Balzac (Stefan Zweig)


Honeré de Balzac remains one of the most iconic French writers of all time. Although he is not as well known these days as Jules Verne or Alexander Dumas, he contributed more to literature than a great deal of his contemporaries, or writers today ever did or will. Balzac spent a good portion of his life living and writing in Paris during the first half of the nineteenth century.As a young man, he convinced his bourgeois parents to allow him to abandon their chosen career and let him try his hand at writing.  Constantly in debt because of poor spending habits and disastrous financial ventures, Balzac wrote constantly, for most of his adult life, to stay one step ahead of his creditors. Despite writing over 91 novels, plays and essays, as well as newspaper articles and novels under pseudonyms (in the early days of his writing career), Balzac dug himself deeper into debt year by year and constantly changed addresses to outrun creditors. More than once he was saved from debtors prison through loans from his mother, rich friends and mistresses. 

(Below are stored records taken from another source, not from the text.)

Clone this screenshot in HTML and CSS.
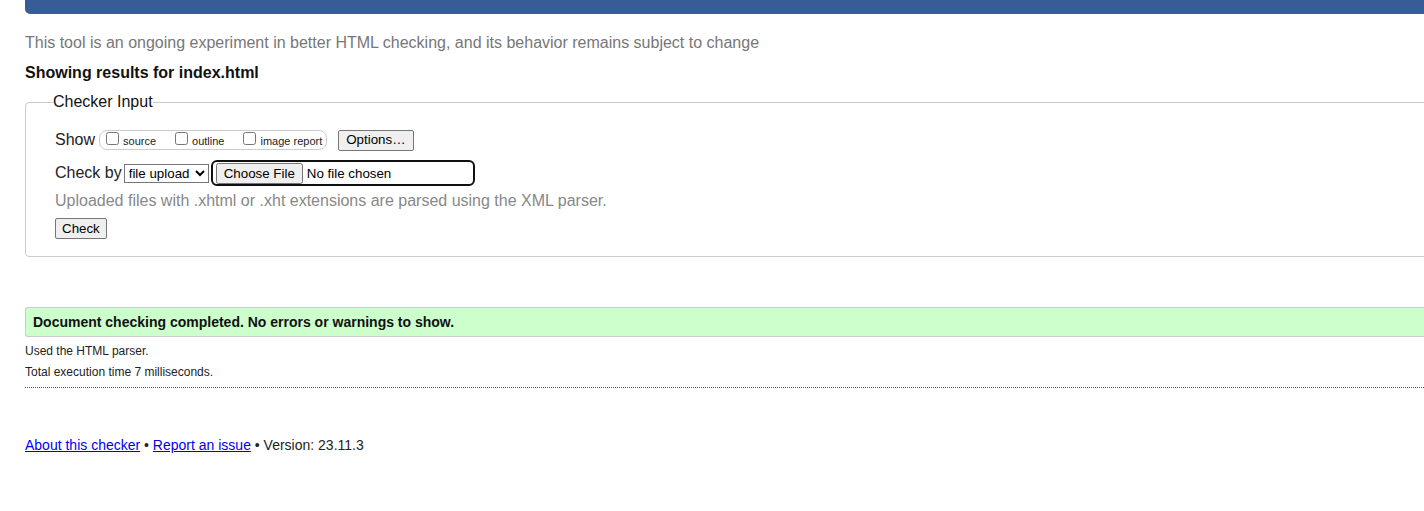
FILE: index.html
```html
<!DOCTYPE html>
<html lang="en">
<head>
<meta charset="utf-8">
<title>Nu Html Checker</title>
<link rel="stylesheet" href="styles.css">
</head>
<body>
<div class="page">
  <div class="bar"></div>
  <p class="intro">This tool is an ongoing experiment in better HTML checking, and its behavior remains subject to change</p>
  <p class="showing">Showing results for index.html</p>
  <fieldset class="checker">
    <legend>Checker Input</legend>
    <div class="row show-row">
      <span class="row-label">Show</span>
      <span class="opts">
        <label class="opt"><input type="checkbox"><span>source</span></label>
        <label class="opt"><input type="checkbox"><span>outline</span></label>
        <label class="opt"><input type="checkbox"><span>image report</span></label>
      </span>
      <button class="btn options">Options…</button>
    </div>
    <div class="row by-row">
      <span class="row-label">Check by</span>
      <select class="sel"><option>file upload</option></select>
      <span class="file-wrap"><input type="file" class="file"></span>
    </div>
    <p class="hint">Uploaded files with .xhtml or .xht extensions are parsed using the XML parser.</p>
    <button class="btn check">Check</button>
  </fieldset>
  <div class="success">Document checking completed. No errors or warnings to show.</div>
  <p class="detail">Used the HTML parser.</p>
  <p class="detail">Total execution time 7 milliseconds.</p>
  <hr class="dots">
  <p class="footer"><a href="#">About this checker</a> • <a href="#">Report an issue</a> • Version: 23.11.3</p>
</div>
</body>
</html>
```

FILE: styles.css
```css
html, body {
  margin: 0;
  padding: 0;
  background: #fff;
  overflow: hidden;
}
body {
  font-family: "Liberation Sans", Arial, sans-serif;
  color: #111;
}
.page {
  padding-left: 25px;
  width: calc(100% + 40px);
  box-sizing: border-box;
}
.bar {
  height: 14px;
  background: #365d95;
  border-bottom-left-radius: 5px;
}
.intro {
  margin: 20px 0 0;
  font-size: 16px;
  line-height: 18px;
  color: #777;
}
.showing {
  margin: 12px 0 0;
  font-size: 16px;
  line-height: 18px;
  font-weight: bold;
  color: #111;
}
.checker {
  margin: 11px 0 0;
  padding: 0 0 17px 29px;
  border: 1px solid #ccc;
  border-radius: 4px;
  min-width: 0;
}
.checker legend {
  padding: 0;
  margin-left: -2px;
  font-size: 16px;
  line-height: 18px;
  color: #111;
}
.row {
  display: flex;
  align-items: center;
}
.row-label {
  font-size: 16px;
  color: #222;
}
.show-row {
  margin-top: 18px;
  height: 22px;
}
.opts {
  display: inline-flex;
  align-items: center;
  height: 18px;
  margin-left: 4px;
  padding: 0 4px 0 6px;
  border: 1px solid #ccc;
  border-radius: 8px;
}
.opt {
  display: inline-flex;
  align-items: center;
  font-size: 11px;
  color: #222;
  margin-right: 19px;
}
.opt:last-child { margin-right: 0; }
.opt input {
  margin: 0 4px 0 0;
  width: 13px;
  height: 13px;
  position: relative;
  top: -2px;
}
.opt span {
  position: relative;
  top: 1px;
}
.btn {
  font-family: "Liberation Sans", Arial, sans-serif;
  font-size: 13.33px;
  color: #000;
  background: #efefef;
  border: 1px solid #767676;
  border-radius: 2px;
  padding: 1px 6px;
  height: 21px;
  line-height: 16px;
}
.options {
  margin-left: 11px;
  padding: 1px 7px;
}
.by-row {
  margin-top: 9px;
  height: 26px;
}
.sel {
  margin-left: 2px;
  height: 19px;
  font-family: "Liberation Sans", Arial, sans-serif;
  font-size: 13.33px;
  color: #000;
  background: #fff;
  border: 1px solid #767676;
  border-radius: 0;
  padding: 0;
  width: 85px;
}
.file-wrap {
  display: inline-flex;
  align-items: center;
  margin-left: 2px;
  width: 257px;
  height: 22px;
  border: 2px solid #101010;
  border-radius: 6px;
  padding-left: 3px;
}
.file {
  font-family: "Liberation Sans", Arial, sans-serif;
  font-size: 13.33px;
  color: #000;
}
.hint {
  margin: 6px 0 0;
  font-size: 16px;
  line-height: 18px;
  color: #888;
}
.check {
  margin-top: 8px;
  height: 21px;
  padding: 1px 6px;
}
.success {
  margin-top: 50px;
  height: 28px;
  line-height: 28px;
  padding-left: 7px;
  background: #ccffcc;
  border: 1px solid #ccc;
  border-right: none;
  border-radius: 3px 0 0 3px;
  font-size: 14px;
  font-weight: bold;
  color: #111;
}
.detail {
  margin: 0;
  font-size: 12px;
  line-height: 14px;
  color: #222;
}
.success + .detail {
  margin-top: 7px;
}
.detail + .detail {
  margin-top: 7px;
}
.dots {
  margin: 8px 0 0;
  border: none;
  border-top: 1px dotted #555;
  height: 0;
}
.footer {
  margin: 49px 0 0;
  font-size: 14px;
  line-height: 16px;
  color: #222;
}
.footer a {
  color: #0000ee;
}
```
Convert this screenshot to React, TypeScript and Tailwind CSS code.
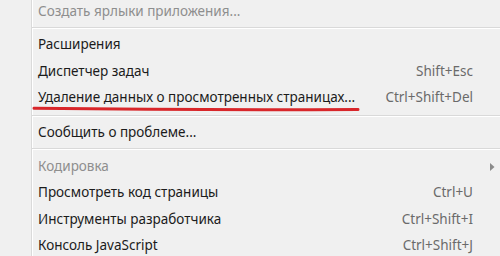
import React from "react";

type Item = { label: string; shortcut?: string; disabled?: boolean; arrow?: boolean; mark?: boolean };

function Row({ item }: { item: Item }) {
  return (
    <div className="relative flex h-[26.5px] items-center whitespace-nowrap pl-[38px] pr-[27px]">
      <span className={item.disabled ? "text-[#8e8e8e]" : "text-[#1b1b1b]"}>{item.label}</span>
      <span className="ml-auto text-[#6a6a6a]">{item.shortcut}</span>
      {item.arrow && (
        <svg className="absolute right-[5px] top-[10px]" width="5" height="8" viewBox="0 0 5 8">
          <path d="M0 0 L4.5 4 L0 8 Z" fill="#8a8a8a" />
        </svg>
      )}
      {item.mark && (
        <svg className="absolute left-[32px] top-[21px]" width="330" height="8" viewBox="0 0 330 8">
          <path d="M2 3.2 Q 160 5.2 326 4.4" stroke="#d8262a" strokeWidth="3" strokeLinecap="round" fill="none" />
        </svg>
      )}
    </div>
  );
}

function Sep() {
  return (
    <div className="flex h-[7px] flex-col justify-center pl-[32px]">
      <div className="h-px bg-[#d9d9d9]" />
      <div className="h-px bg-white" />
    </div>
  );
}

export default function App() {
  return (
    <div
      className="relative h-[256px] w-[500px] overflow-hidden bg-[#f0f0f0] text-[13.5px]"
      style={{ fontFamily: '"Noto Sans", "Open Sans", sans-serif' }}
    >
      <div className="absolute left-[31px] top-0 h-full w-px bg-[#dadada]" />
      <div className="absolute left-[32px] top-0 h-full w-px bg-white" />
      <div className="relative -mt-[2.25px] flex flex-col">
        <Row item={{ label: "Создать ярлыки приложения...", disabled: true }} />
        <Sep />
        <Row item={{ label: "Расширения" }} />
        <Row item={{ label: "Диспетчер задач", shortcut: "Shift+Esc" }} />
        <Row item={{ label: "Удаление данных о просмотренных страницах...", shortcut: "Ctrl+Shift+Del", mark: true }} />
        <div className="h-[1.5px]" />
        <Sep />
        <Row item={{ label: "Сообщить о проблеме..." }} />
        <Sep />
        <Row item={{ label: "Кодировка", disabled: true, arrow: true }} />
        <Row item={{ label: "Просмотреть код страницы", shortcut: "Ctrl+U" }} />
        <Row item={{ label: "Инструменты разработчика", shortcut: "Ctrl+Shift+I" }} />
        <Row item={{ label: "Консоль JavaScript", shortcut: "Ctrl+Shift+J" }} />
      </div>
    </div>
  );
}
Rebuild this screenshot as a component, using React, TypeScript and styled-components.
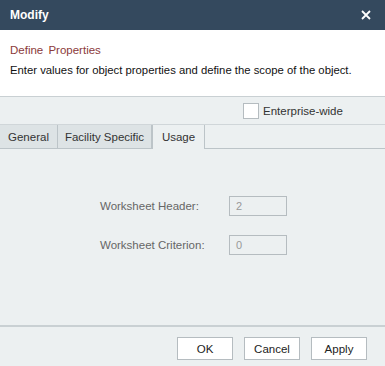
import React from "react";
import styled, { createGlobalStyle } from "styled-components";

const Global = createGlobalStyle`
  html, body { margin: 0; padding: 0; }
  *, *::before, *::after { box-sizing: border-box; }
  body { font-family: "Liberation Sans", Arial, sans-serif; font-size: 11px; background: #ecf0f1; }
`;

const Dialog = styled.div`
  width: 385px;
  height: 366px;
  display: flex;
  flex-direction: column;
  background: #ecf0f1;
  overflow: hidden;
`;

const TitleBar = styled.div`
  height: 30px;
  flex: none;
  background: #34495e;
  display: flex;
  align-items: center;
  justify-content: space-between;
  padding: 0 14px 0 10px;
  color: #fff;
`;

const Title = styled.span`
  font-weight: bold;
  font-size: 12px;
`;

const CloseIcon = () => (
  <svg width="10" height="10" viewBox="0 0 10 10">
    <path d="M1 1L9 9M9 1L1 9" stroke="#fff" strokeWidth="1.8" />
  </svg>
);

const Intro = styled.div`
  background: #fff;
  height: 67px;
  flex: none;
  padding: 14px 10px 0;
  border-bottom: 1px solid #c9d0d3;
`;

const Heading = styled.div`
  color: #8b3a3a;
  font-size: 11.5px;
  margin-bottom: 8px;
  word-spacing: 2px;
`;

const Desc = styled.div`
  color: #111;
  font-size: 11.3px;
`;

const ScopeRow = styled.div`
  height: 27px;
  flex: none;
  display: flex;
  justify-content: flex-end;
  align-items: center;
  padding-right: 20px;
`;

const Check = styled.span`
  width: 16px;
  height: 16px;
  background: #fff;
  border: 1px solid #b5bcc0;
  margin-right: 4px;
`;

const CheckLabel = styled.span`
  color: #333;
  width: 102px;
  font-size: 11.5px;
`;

const Tabs = styled.div`
  display: flex;
  height: 25px;
  flex: none;
  border-bottom: 1px solid #bcc4c8;
  border-top: 1px solid #d0d6d9;
`;

const Tab = styled.div<{ $active?: boolean; $w: number }>`
  display: flex;
  align-items: center;
  justify-content: center;
  width: ${(p) => p.$w}px;
  background: ${(p) => (p.$active ? "#ecf0f1" : "#dde3e5")};
  color: #333;
  font-size: 11.5px;
  border-right: 1px solid #bcc4c8;
  margin-bottom: ${(p) => (p.$active ? "-1px" : "0")};
  border-left: ${(p) => (p.$active ? "1px solid #bcc4c8" : "none")};
`;

const Body = styled.div`
  flex: 1;
  display: grid;
  grid-template-columns: 129px 58px;
  grid-auto-rows: 20px;
  row-gap: 19px;
  align-content: start;
  padding: 47px 0 0 100px;
`;

const Label = styled.span`
  color: #666;
  font-size: 11.5px;
  display: flex;
  align-items: center;
`;

const Field = styled.div`
  border: 1px solid #b5bcc0;
  background: #ecf0f1;
  color: #999;
  padding-left: 6px;
  display: flex;
  align-items: center;
`;

const Footer = styled.div`
  height: 41px;
  flex: none;
  border-top: 2px solid #c9d0d3;
  display: flex;
  justify-content: flex-end;
  align-items: flex-start;
  padding: 10px 18px 0 0;
  gap: 11px;
`;

const Button = styled.div`
  width: 56px;
  height: 23px;
  background: #fff;
  border: 1px solid #b5bcc0;
  display: flex;
  align-items: center;
  justify-content: center;
  color: #222;
  font-size: 11.5px;
`;

export default function App() {
  return (
    <>
      <Global />
      <Dialog>
        <TitleBar>
          <Title>Modify</Title>
          <CloseIcon />
        </TitleBar>
        <Intro>
          <Heading>Define Properties</Heading>
          <Desc>Enter values for object properties and define the scope of the object.</Desc>
        </Intro>
        <ScopeRow>
          <Check />
          <CheckLabel>Enterprise-wide</CheckLabel>
        </ScopeRow>
        <Tabs>
          <Tab $w={58}>General</Tab>
          <Tab $w={94}>Facility Specific</Tab>
          <Tab $w={53} $active>Usage</Tab>
        </Tabs>
        <Body>
          <Label>Worksheet Header:</Label>
          <Field>2</Field>
          <Label>Worksheet Criterion:</Label>
          <Field>0</Field>
        </Body>
        <Footer>
          <Button>OK</Button>
          <Button>Cancel</Button>
          <Button>Apply</Button>
        </Footer>
      </Dialog>
    </>
  );
}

Balzac`s chief project was a collection of novels which he titled La Comédie humaine. The complete collection was to include 150 volumes, but when Balzac died he left 46 unwritten. The novels were meant to portray his time and French life as it was in all classes and all walks of life. He wrote of the military, of politics, of rural life, city life and high society. 

I first read some of Balzac`s work in August, when I picked up A Distinguished Provincial At Paris, a novel from La Comédie humaine and used it as beach reading. Two weeks ago an a trip down across the border in New York State I came across this biography of Balzac, by Stefan Zweig, from 1946. I paid only $3.95 American for it, as it is a library discard and the dust jacket is missing. 

Having read this biography, I`ve come to the conclusion that although I love his work and will continue to love his work, I cannot love Balzac the man. I can feel sorry for him, as he spent much of his childhood at boarding schools and away from his parents. I can pity him for his inability to find a life-partner (who was not already married and who truly loved him for more than his fame). I can pity his poor looks and poor sense of fashion. However, I cannot pity his constant reckless spending, or his self-imposed loneliness. I cannot like him for the way he constantly sought out rich women with titles to seduce in hopes that they would take care of his debt problems and give him a carefree life. I cannot condone the affairs he began with married women. No, I do not like Balzac the man. I hope, however, over the course of my lifetime, to read all the completed works of La Comédie humaine because whatever else Balzac was, he was a magnificent and dedicated writer.